Source material
--------------------

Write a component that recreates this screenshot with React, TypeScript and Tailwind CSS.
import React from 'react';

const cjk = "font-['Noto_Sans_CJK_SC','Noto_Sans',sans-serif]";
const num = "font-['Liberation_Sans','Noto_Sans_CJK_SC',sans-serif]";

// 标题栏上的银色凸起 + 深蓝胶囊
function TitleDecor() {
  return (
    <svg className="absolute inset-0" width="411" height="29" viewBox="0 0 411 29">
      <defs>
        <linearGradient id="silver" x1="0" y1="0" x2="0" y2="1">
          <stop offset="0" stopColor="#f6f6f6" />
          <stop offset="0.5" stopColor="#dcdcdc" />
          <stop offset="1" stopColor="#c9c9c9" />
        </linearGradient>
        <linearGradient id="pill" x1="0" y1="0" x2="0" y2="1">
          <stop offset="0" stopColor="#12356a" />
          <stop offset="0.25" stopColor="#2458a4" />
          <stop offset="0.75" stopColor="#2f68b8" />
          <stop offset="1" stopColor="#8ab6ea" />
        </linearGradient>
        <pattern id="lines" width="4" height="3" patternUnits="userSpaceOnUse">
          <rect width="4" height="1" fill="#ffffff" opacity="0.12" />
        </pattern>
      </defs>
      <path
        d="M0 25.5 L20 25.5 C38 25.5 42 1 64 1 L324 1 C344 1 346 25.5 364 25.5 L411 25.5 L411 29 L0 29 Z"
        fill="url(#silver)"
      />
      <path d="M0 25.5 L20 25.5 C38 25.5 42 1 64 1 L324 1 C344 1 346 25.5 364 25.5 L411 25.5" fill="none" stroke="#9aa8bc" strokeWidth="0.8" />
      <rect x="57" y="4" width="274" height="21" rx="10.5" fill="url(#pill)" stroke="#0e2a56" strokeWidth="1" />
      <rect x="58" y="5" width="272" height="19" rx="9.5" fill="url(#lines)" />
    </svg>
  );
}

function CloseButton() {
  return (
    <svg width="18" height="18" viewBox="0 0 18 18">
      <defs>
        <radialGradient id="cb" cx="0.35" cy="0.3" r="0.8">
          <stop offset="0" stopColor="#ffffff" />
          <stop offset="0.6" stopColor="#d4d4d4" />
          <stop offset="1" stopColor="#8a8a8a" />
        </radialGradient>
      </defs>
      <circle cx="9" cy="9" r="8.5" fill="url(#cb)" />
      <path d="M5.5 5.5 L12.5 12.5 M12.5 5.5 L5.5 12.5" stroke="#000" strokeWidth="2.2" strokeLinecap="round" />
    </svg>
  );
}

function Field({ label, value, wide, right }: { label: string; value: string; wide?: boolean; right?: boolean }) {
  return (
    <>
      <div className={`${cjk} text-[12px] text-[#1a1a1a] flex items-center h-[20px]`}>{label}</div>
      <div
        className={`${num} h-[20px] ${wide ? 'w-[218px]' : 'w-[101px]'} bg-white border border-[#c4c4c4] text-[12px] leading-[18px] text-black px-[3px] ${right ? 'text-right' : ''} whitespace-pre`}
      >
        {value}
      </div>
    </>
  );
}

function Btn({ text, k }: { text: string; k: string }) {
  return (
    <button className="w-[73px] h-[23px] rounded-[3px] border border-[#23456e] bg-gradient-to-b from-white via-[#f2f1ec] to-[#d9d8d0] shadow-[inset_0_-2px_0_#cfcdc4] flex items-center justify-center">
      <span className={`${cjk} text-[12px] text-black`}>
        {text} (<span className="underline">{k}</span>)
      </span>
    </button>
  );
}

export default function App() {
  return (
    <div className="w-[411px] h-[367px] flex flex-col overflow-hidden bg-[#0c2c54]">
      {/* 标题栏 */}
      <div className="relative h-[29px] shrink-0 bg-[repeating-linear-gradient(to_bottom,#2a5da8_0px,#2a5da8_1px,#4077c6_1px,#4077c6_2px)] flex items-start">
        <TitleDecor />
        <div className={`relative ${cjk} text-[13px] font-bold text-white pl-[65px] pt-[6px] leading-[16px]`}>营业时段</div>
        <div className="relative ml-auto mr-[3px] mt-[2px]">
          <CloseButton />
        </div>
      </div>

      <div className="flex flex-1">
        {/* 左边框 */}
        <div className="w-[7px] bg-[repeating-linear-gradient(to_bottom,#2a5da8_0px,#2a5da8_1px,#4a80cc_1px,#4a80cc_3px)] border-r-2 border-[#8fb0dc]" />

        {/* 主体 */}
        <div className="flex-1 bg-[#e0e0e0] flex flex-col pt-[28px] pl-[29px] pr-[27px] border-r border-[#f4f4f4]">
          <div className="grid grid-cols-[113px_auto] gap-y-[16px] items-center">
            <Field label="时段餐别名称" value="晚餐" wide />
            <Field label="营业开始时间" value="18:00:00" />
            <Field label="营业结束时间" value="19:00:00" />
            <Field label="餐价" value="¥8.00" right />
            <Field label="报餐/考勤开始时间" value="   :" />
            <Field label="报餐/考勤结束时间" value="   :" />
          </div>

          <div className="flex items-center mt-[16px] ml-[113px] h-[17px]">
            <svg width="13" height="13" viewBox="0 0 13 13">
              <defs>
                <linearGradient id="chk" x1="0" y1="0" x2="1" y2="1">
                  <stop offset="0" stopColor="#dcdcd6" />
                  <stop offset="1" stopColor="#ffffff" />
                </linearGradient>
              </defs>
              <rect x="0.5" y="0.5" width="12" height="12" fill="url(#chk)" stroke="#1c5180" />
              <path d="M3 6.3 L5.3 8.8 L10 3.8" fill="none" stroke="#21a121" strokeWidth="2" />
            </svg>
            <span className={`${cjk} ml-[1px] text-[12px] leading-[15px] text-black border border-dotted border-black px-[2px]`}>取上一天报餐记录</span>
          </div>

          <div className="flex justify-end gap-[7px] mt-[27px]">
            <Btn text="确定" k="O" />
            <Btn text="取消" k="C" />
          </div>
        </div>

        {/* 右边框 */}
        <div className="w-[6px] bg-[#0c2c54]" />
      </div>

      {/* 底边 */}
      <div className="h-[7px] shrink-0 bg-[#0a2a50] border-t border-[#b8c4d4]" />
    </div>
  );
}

--------------------

Task instructions
Please set down all the data word for word.

Full answer
Write a component that recreates this screenshot with React, TypeScript and Tailwind CSS.
import React from 'react';

const cjk = "font-['Noto_Sans_CJK_SC','Noto_Sans',sans-serif]";
const num = "font-['Liberation_Sans','Noto_Sans_CJK_SC',sans-serif]";

// 标题栏上的银色凸起 + 深蓝胶囊
function TitleDecor() {
  return (
    <svg className="absolute inset-0" width="411" height="29" viewBox="0 0 411 29">
      <defs>
        <linearGradient id="silver" x1="0" y1="0" x2="0" y2="1">
          <stop offset="0" stopColor="#f6f6f6" />
          <stop offset="0.5" stopColor="#dcdcdc" />
          <stop offset="1" stopColor="#c9c9c9" />
        </linearGradient>
        <linearGradient id="pill" x1="0" y1="0" x2="0" y2="1">
          <stop offset="0" stopColor="#12356a" />
          <stop offset="0.25" stopColor="#2458a4" />
          <stop offset="0.75" stopColor="#2f68b8" />
          <stop offset="1" stopColor="#8ab6ea" />
        </linearGradient>
        <pattern id="lines" width="4" height="3" patternUnits="userSpaceOnUse">
          <rect width="4" height="1" fill="#ffffff" opacity="0.12" />
        </pattern>
      </defs>
      <path
        d="M0 25.5 L20 25.5 C38 25.5 42 1 64 1 L324 1 C344 1 346 25.5 364 25.5 L411 25.5 L411 29 L0 29 Z"
        fill="url(#silver)"
      />
      <path d="M0 25.5 L20 25.5 C38 25.5 42 1 64 1 L324 1 C344 1 346 25.5 364 25.5 L411 25.5" fill="none" stroke="#9aa8bc" strokeWidth="0.8" />
      <rect x="57" y="4" width="274" height="21" rx="10.5" fill="url(#pill)" stroke="#0e2a56" strokeWidth="1" />
      <rect x="58" y="5" width="272" height="19" rx="9.5" fill="url(#lines)" />
    </svg>
  );
}

function CloseButton() {
  return (
    <svg width="18" height="18" viewBox="0 0 18 18">
      <defs>
        <radialGradient id="cb" cx="0.35" cy="0.3" r="0.8">
          <stop offset="0" stopColor="#ffffff" />
          <stop offset="0.6" stopColor="#d4d4d4" />
          <stop offset="1" stopColor="#8a8a8a" />
        </radialGradient>
      </defs>
      <circle cx="9" cy="9" r="8.5" fill="url(#cb)" />
      <path d="M5.5 5.5 L12.5 12.5 M12.5 5.5 L5.5 12.5" stroke="#000" strokeWidth="2.2" strokeLinecap="round" />
    </svg>
  );
}

function Field({ label, value, wide, right }: { label: string; value: string; wide?: boolean; right?: boolean }) {
  return (
    <>
      <div className={`${cjk} text-[12px] text-[#1a1a1a] flex items-center h-[20px]`}>{label}</div>
      <div
        className={`${num} h-[20px] ${wide ? 'w-[218px]' : 'w-[101px]'} bg-white border border-[#c4c4c4] text-[12px] leading-[18px] text-black px-[3px] ${right ? 'text-right' : ''} whitespace-pre`}
      >
        {value}
      </div>
    </>
  );
}

function Btn({ text, k }: { text: string; k: string }) {
  return (
    <button className="w-[73px] h-[23px] rounded-[3px] border border-[#23456e] bg-gradient-to-b from-white via-[#f2f1ec] to-[#d9d8d0] shadow-[inset_0_-2px_0_#cfcdc4] flex items-center justify-center">
      <span className={`${cjk} text-[12px] text-black`}>
        {text} (<span className="underline">{k}</span>)
      </span>
    </button>
  );
}

export default function App() {
  return (
    <div className="w-[411px] h-[367px] flex flex-col overflow-hidden bg-[#0c2c54]">
      {/* 标题栏 */}
      <div className="relative h-[29px] shrink-0 bg-[repeating-linear-gradient(to_bottom,#2a5da8_0px,#2a5da8_1px,#4077c6_1px,#4077c6_2px)] flex items-start">
        <TitleDecor />
        <div className={`relative ${cjk} text-[13px] font-bold text-white pl-[65px] pt-[6px] leading-[16px]`}>营业时段</div>
        <div className="relative ml-auto mr-[3px] mt-[2px]">
          <CloseButton />
        </div>
      </div>

      <div className="flex flex-1">
        {/* 左边框 */}
        <div className="w-[7px] bg-[repeating-linear-gradient(to_bottom,#2a5da8_0px,#2a5da8_1px,#4a80cc_1px,#4a80cc_3px)] border-r-2 border-[#8fb0dc]" />

        {/* 主体 */}
        <div className="flex-1 bg-[#e0e0e0] flex flex-col pt-[28px] pl-[29px] pr-[27px] border-r border-[#f4f4f4]">
          <div className="grid grid-cols-[113px_auto] gap-y-[16px] items-center">
            <Field label="时段餐别名称" value="晚餐" wide />
            <Field label="营业开始时间" value="18:00:00" />
            <Field label="营业结束时间" value="19:00:00" />
            <Field label="餐价" value="¥8.00" right />
            <Field label="报餐/考勤开始时间" value="   :" />
            <Field label="报餐/考勤结束时间" value="   :" />
          </div>

          <div className="flex items-center mt-[16px] ml-[113px] h-[17px]">
            <svg width="13" height="13" viewBox="0 0 13 13">
              <defs>
                <linearGradient id="chk" x1="0" y1="0" x2="1" y2="1">
                  <stop offset="0" stopColor="#dcdcd6" />
                  <stop offset="1" stopColor="#ffffff" />
                </linearGradient>
              </defs>
              <rect x="0.5" y="0.5" width="12" height="12" fill="url(#chk)" stroke="#1c5180" />
              <path d="M3 6.3 L5.3 8.8 L10 3.8" fill="none" stroke="#21a121" strokeWidth="2" />
            </svg>
            <span className={`${cjk} ml-[1px] text-[12px] leading-[15px] text-black border border-dotted border-black px-[2px]`}>取上一天报餐记录</span>
          </div>

          <div className="flex justify-end gap-[7px] mt-[27px]">
            <Btn text="确定" k="O" />
            <Btn text="取消" k="C" />
          </div>
        </div>

        {/* 右边框 */}
        <div className="w-[6px] bg-[#0c2c54]" />
      </div>

      {/* 底边 */}
      <div className="h-[7px] shrink-0 bg-[#0a2a50] border-t border-[#b8c4d4]" />
    </div>
  );
}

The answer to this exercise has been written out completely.